When Jemisin is really on, as she is in these two novels, the inventive details, the controlled magic, the very human dilemmas of those with talent and power, the mix of magic with politics--can't be beat.

 

 

The Long Good Bye and The Big Sleep by Raymond Chandler

I decided to try the Progenitor instead of rereading a Michael Connelly Bosch novel. I read Chandler's last book first, and I adored the first forty pages--such fun, the familiar trope of the hard boiled PI stating his habits, getting his case. About about five eighths of the book was pretty darn fun--but it was a long book, and some of it was somewhere between a hoot and appalling. There was one scene of seduction and then the aftermath of the sex that was just ridiculous. The woman doesn't want to be an alleged nymphomaniac like her sister (who is a rich girl whose hobby is taking lovers). Every time a woman shows up in the book, actually, it's hard to take. I certainly stayed with it, and enjoyed a lot of it, but you get nauseated by the silly women not to mention the racism ("That was white of you....." is the least of it.)

I was eventually so annoyed with the book that I came up with a bit of snark that I'm quite sure someone else must have thought of first: "Raymond Chandler is the master of Raymond Chandler parody."

 

Then, just to be fair, I read his first novel, The Big Sleep, which has more conviction about what he was doing. The Big Sleep has all the usual--rich people to hire Marlowe and let him observe their lifestyles. Absolutely awful women. I mean the embodiments of the nasty names: bimbos and bitches and dumb blondes.

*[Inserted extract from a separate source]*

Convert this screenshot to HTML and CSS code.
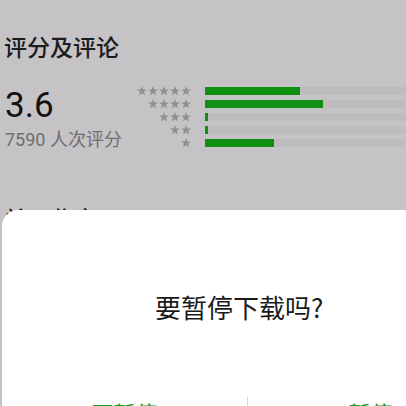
FILE: index.html
```html
<!DOCTYPE html>
<html lang="zh">
<head>
<meta charset="utf-8">
<link rel="stylesheet" href="styles.css">
</head>
<body>
<div class="page">
  <h2 class="title">评分及评论</h2>
  <div class="rating">
    <div class="summary">
      <div class="score">3.6</div>
      <div class="count">7590 人次评分</div>
    </div>
    <div class="dist">
      <div class="row"><div class="stars"><i></i><i></i><i></i><i></i><i></i></div><div class="track"><div class="bar" style="width:95px"></div></div></div>
      <div class="row"><div class="stars"><i></i><i></i><i></i><i></i></div><div class="track"><div class="bar" style="width:118px"></div></div></div>
      <div class="row"><div class="stars"><i></i><i></i><i></i></div><div class="track"><div class="bar" style="width:3px"></div></div></div>
      <div class="row"><div class="stars"><i></i><i></i></div><div class="track"><div class="bar" style="width:3px"></div></div></div>
      <div class="row"><div class="stars"><i></i></div><div class="track"><div class="bar" style="width:69px"></div></div></div>
    </div>
  </div>
  <h2 class="title next">关于此应用</h2>
</div>
<div class="dialog">
  <div class="message">要暂停下载吗?</div>
  <div class="actions">
    <div class="btn left">不暂停</div>
    <div class="divider"></div>
    <div class="btn right">暂停</div>
  </div>
</div>
</body>
</html>
```
FILE: styles.css
```css
html, body {
  margin: 0;
  padding: 0;
}
body {
  width: 406px;
  height: 406px;
  overflow: hidden;
  background: #c5c3c6;
  position: relative;
  font-family: Roboto, "Noto Sans CJK SC", sans-serif;
}
.page {
  padding: 31px 0 0 4px;
}
.title {
  margin: 0;
  font-family: "Noto Sans CJK SC", sans-serif;
  font-size: 23px;
  font-weight: 500;
  line-height: 30px;
  color: #1d1c1d;
}
.rating {
  display: flex;
  margin-top: 24px;
}
.summary {
  width: 132px;
  padding-left: 1px;
}
.score {
  font-size: 35px;
  line-height: 40px;
  color: #111;
  font-family: Roboto, sans-serif;
  margin-top: 1px;
}
.count {
  font-size: 18px;
  line-height: 24px;
  color: #6f6e70;
  margin-top: 2px;
}
.dist {
  flex: 1;
  display: flex;
  flex-direction: column;
  gap: 5px;
  padding-top: 2px;
}
.row {
  display: flex;
  align-items: center;
  height: 8px;
}
.stars {
  width: 54px;
  display: flex;
  justify-content: flex-end;
  gap: 1px;
}
.stars i {
  width: 10px;
  height: 10px;
  background: #918f92;
  clip-path: polygon(50% 0%, 63% 36%, 100% 36%, 70% 58%, 81% 95%, 50% 73%, 19% 95%, 30% 58%, 0% 36%, 37% 36%);
}
.track {
  margin-left: 14px;
  flex: 1;
  height: 8px;
  background: #bebcbf;
}
.bar {
  height: 8px;
  background: #109010;
}
.next {
  margin-top: 51px;
}
.dialog {
  position: absolute;
  left: 2px;
  top: 210px;
  width: 500px;
  height: 260px;
  background: #fff;
  border-top-left-radius: 16px;
}
.message {
  font-family: "Noto Sans CJK SC", sans-serif;
  font-size: 26px;
  line-height: 34px;
  color: #1a1a1a;
  padding-top: 80px;
  padding-left: 153px;
}
.actions {
  display: flex;
  margin-top: 73px;
  height: 50px;
}
.btn {
  width: 245px;
  text-align: center;
  font-family: "Noto Sans CJK SC", sans-serif;
  font-size: 22px;
  line-height: 30px;
  color: #1c9a1c;
}
.divider {
  width: 1px;
  height: 30px;
  background: #d8d8d8;
}
```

As far as I can tell there are three people Chandler actually likes in this novel (leaving aside whether or not he likes Marlowe). One is a very frail elderly rich man; one is an emphatically short grifter who doesn't live long, but stands up for his friend. The third one is a recurring cop/DA's investigator character who is old school law enforcement and pretty honest.

All the driving around vintage LA and environs is fun, as id guessing what race, ethnic group, or sexual persuasion he's going to dump on next. The Big Sleep never bored me, but I just can't take this stuff seriously.

Did Chandler or did he not know what a jerk Phillip Marlowe was?

 

Here are a few perhaps more balanced reviews of Chandler's work: something from Ploughshares; another from  Kirkus Reviews ; and The New York Times from 1997.

 

 

 

NOTES ON HOW WE READ AND MORE

 

George Lies writes, "I've been reading more, a variety. Hummingbird by Patricia Henley, who's coming... for West Virginia University WV workshops, July 21-24 hosted by Mark Brazaitis. [Also] detective genre like old Robert Parker (Spenser series), and scanning Mary Karr's Art of Memoir. Aim to get Val Nieman novel (In the Lonely Backwater) too."

 

Donna Meredith on her approach to choosing and reading books, plus thoughts on books reviewed in Issue 222 : " I enjoyed [Issue # 222] of your newsletter. I like the variety of books you include. I used to teach The Member of the Wedding to high school sophomores and loved it for all the reasons you mentioned in your review. What a great job McCullers does in capturing the hot sticky summers of the South and the angst of growing up! How sweetly innocent Frankie is!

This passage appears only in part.